THE PROBLEM - Select, from the material below, each line with "this" in it.

RAW RECORDS -
◆ ◆ ◆ ◆ ◆ ◆ ◆
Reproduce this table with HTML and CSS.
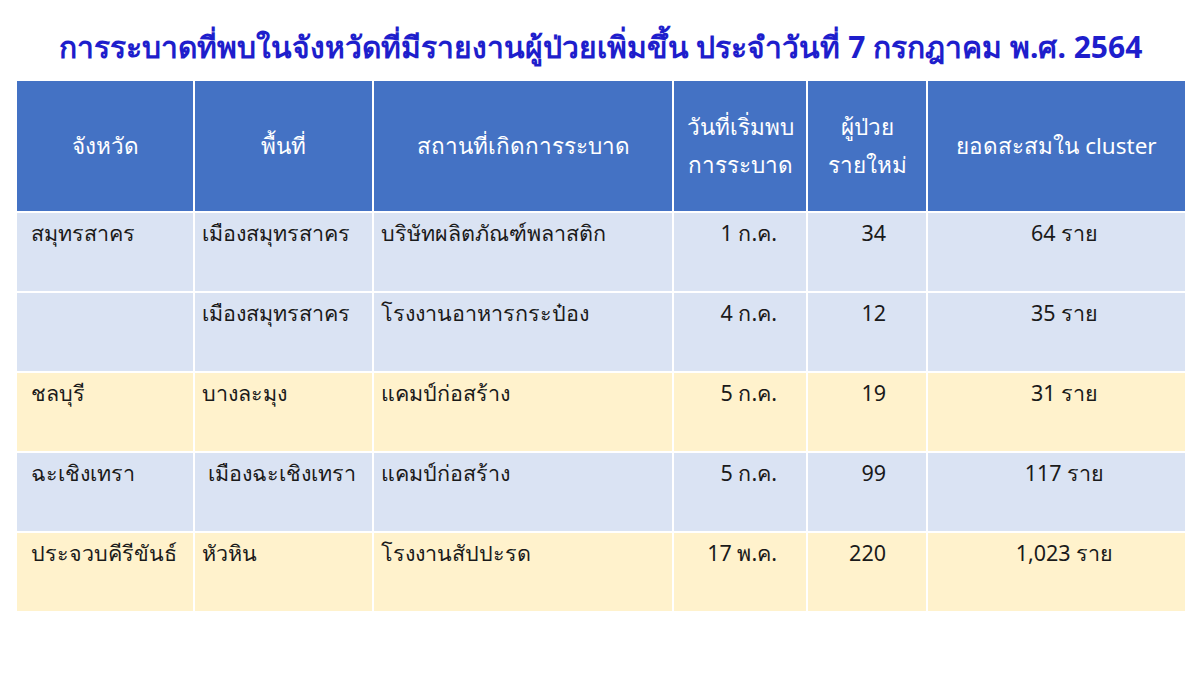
◆ ◆ ◆ ◆ ◆ ◆ ◆
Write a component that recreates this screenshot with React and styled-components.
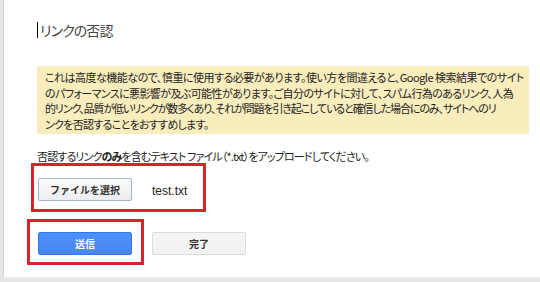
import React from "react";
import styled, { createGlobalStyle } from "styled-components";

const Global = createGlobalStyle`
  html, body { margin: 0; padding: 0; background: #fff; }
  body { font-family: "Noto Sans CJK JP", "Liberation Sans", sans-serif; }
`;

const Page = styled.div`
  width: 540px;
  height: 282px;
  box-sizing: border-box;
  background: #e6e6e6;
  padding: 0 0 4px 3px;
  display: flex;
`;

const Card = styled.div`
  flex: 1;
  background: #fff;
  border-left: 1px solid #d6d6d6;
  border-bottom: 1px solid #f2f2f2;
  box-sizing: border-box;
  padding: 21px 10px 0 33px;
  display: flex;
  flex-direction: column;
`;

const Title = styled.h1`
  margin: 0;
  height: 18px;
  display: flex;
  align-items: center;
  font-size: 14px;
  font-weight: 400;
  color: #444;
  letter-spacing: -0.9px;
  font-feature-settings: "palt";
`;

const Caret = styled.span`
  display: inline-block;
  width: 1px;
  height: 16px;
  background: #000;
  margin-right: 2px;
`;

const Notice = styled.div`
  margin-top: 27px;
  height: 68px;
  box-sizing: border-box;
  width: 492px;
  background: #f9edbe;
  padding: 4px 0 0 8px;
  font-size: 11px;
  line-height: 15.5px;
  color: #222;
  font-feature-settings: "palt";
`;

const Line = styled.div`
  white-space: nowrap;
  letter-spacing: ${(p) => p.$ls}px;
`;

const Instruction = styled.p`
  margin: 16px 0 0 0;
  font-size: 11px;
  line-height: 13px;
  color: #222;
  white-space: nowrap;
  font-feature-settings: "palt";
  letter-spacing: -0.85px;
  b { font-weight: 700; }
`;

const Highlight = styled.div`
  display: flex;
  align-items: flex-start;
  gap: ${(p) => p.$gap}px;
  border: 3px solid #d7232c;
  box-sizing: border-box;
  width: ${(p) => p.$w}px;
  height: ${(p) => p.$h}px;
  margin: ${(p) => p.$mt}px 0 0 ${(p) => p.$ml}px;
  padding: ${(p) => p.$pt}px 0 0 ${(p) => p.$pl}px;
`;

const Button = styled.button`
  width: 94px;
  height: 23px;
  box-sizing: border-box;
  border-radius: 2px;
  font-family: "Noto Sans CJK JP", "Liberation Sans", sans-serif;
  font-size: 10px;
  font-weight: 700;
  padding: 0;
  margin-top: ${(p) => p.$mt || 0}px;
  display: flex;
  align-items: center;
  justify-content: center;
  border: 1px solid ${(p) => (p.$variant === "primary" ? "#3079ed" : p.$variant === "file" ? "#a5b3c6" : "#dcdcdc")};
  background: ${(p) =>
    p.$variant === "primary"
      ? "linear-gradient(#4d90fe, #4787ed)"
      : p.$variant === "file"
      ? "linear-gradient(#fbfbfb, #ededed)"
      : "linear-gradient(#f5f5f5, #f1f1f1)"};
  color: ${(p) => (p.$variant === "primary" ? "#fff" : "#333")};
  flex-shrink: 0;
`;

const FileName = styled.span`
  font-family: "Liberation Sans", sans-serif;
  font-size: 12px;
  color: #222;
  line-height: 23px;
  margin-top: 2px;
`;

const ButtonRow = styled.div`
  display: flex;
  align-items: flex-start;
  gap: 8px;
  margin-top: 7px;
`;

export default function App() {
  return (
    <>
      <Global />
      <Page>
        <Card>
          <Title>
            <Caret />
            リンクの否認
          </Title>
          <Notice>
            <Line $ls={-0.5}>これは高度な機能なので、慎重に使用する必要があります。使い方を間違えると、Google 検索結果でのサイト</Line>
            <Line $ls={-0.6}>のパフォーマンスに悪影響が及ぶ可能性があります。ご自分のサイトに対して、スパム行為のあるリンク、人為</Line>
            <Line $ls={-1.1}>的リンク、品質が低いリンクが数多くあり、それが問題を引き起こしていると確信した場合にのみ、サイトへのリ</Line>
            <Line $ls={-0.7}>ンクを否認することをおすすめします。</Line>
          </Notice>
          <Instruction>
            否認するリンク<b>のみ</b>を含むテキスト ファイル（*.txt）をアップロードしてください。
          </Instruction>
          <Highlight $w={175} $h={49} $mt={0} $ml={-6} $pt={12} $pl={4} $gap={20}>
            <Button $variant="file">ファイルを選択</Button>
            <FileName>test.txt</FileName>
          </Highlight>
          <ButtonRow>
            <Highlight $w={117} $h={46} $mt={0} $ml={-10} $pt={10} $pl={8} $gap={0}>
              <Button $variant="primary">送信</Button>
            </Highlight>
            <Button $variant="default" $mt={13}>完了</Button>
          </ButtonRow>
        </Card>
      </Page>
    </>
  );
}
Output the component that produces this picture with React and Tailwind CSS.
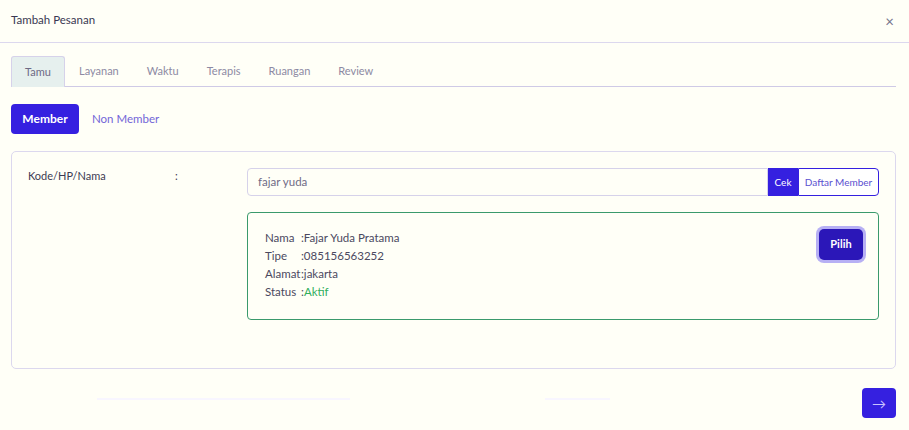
◆ ◆ ◆ ◆ ◆ ◆ ◆
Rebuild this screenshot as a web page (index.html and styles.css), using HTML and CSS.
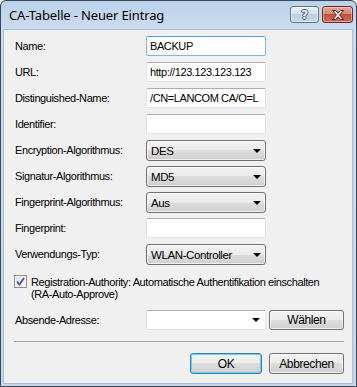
◆ ◆ ◆ ◆ ◆ ◆ ◆
THE OUTPUT -
Reproduce this table with HTML and CSS.
Write a component that recreates this screenshot with React and styled-components.
Output the component that produces this picture with React and Tailwind CSS.
Rebuild this screenshot as a web page (index.html and styles.css), using HTML and CSS.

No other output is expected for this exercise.